On October 31, 2011, Austin signed with BC Kyiv.

On November 3, 2012 Austin signed with Al Kuwait. On November 9, 2013, he signed with Kuwaiti club Kazma.

On February 3, 2015, Austin signed with KB Peja of the Siguria Superleague and on October 9, Austin signed with Deportivo Valdivia of the Liga Nacional de Básquetbol de Chile (LNB). On November 14, he was waived by Deportivo Valdivia.
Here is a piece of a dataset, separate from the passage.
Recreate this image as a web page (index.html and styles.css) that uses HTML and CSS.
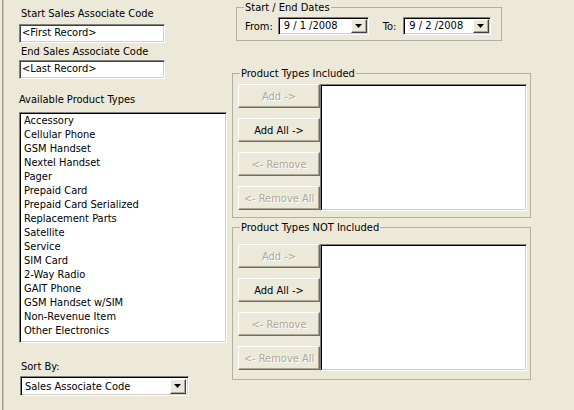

Throughout his 12 years of professional basketball, Austin never played in an NBA game. Making him 1 of 11 players from the 2003 NBA Draft Class to never play in the league.

References

External links
 Profile at acb.com
 Profile at legabasket.it

1982 births
Living people
American expatriate basketball people in Chile
American expatriate basketball people in China
American expatriate basketball people in the Dominican Republic
American expatriate basketball people in Iran
American expatriate basketball people in Israel
American expatriate basketball people in Italy
American expatriate basketball people in Kosovo
American expatriate basketball people in Russia
American expatriate basketball people in Spain
American expatriate basketball people in Turkey
American expatriate basketball people in Ukraine
American men's basketball players
Atléticos de San Germán players
Basketball players from Alabama
BC Dnipro players
BC Kyiv players
Beşiktaş men's basketball players
CB Lucentum Alicante players
Centers (basketball)
Chicago Bulls draft picks
Fujian Sturgeons players
Hapoel Jerusalem B.C. players
KB Peja players
Liga ACB players
McDonald's High School All-Americans
Mississippi State Bulldogs men's basketball players
Pallacanestro Biella players
Pallacanestro Treviso players
Parade High School All-Americans (boys' basketball)
PBC CSKA Moscow players
People from Livingston, Alabama
Power forwards (basketball)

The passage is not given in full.